David Maraniss is an associate
editor at The Washington Post and the author of several critically
acclaimed and bestselling books, including When Pride Still Mattered: A Life of Vince
Lombardi, First in His Class: A Biography of Bill Clinton, They Marched
Into Sunlight War and Peace, Vietnam and America, October 1967, and
Clemente The Passion and Grace of Baseballs Last Hero. He is also the
author of The Clinton Enigma and coauthor of The Prince of
Tennessee: Al Gore Meets His Fate and "Tell Newt to Shut Up!"
David is a three-time Pulitzer Prize finalist and won the Pulitzer for national reporting in 1993 for his newspaper coverage of then-presidential candidate Bill Clinton. He also was part of The Washington Post team that won a 2008 Pulitzer for the newspaper's coverage of the Virginia Tech shooting.
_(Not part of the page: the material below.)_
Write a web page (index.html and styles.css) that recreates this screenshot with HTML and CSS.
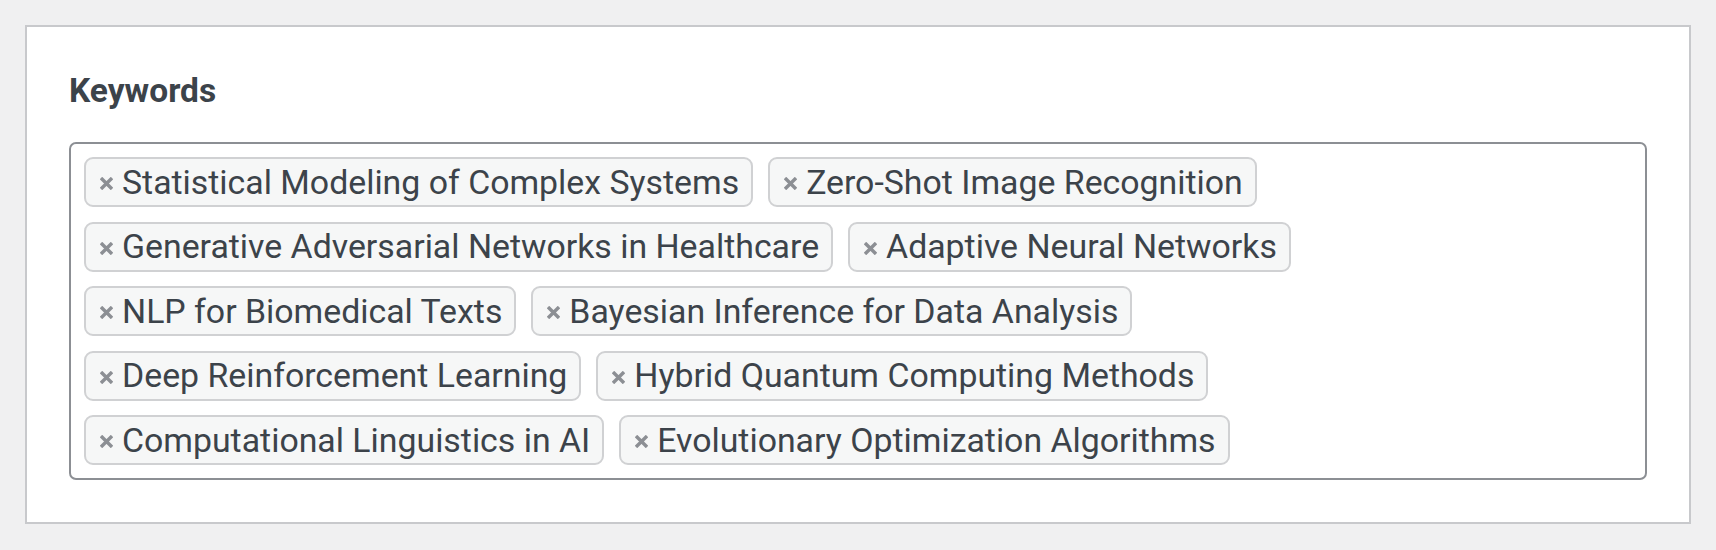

He has won several other notable awards for achievements in journalism, including the George Polk Award, the Dirksen Prize for Congressional Reporting, the ASNE Laventhol Prize for Deadline Writing, the Hancock Prize for Financial Writing, the Anthony Lukas Book Prize, the Frankfort Book Prize, the Eagleton Book Prize, the Ambassador Book Prize, and Latino Book Prize.
He lives in Washington, D.C., and Madison, Wisconsin, with his wife, Linda. They have two grown children.
This biography was last updated on 08/10/2016.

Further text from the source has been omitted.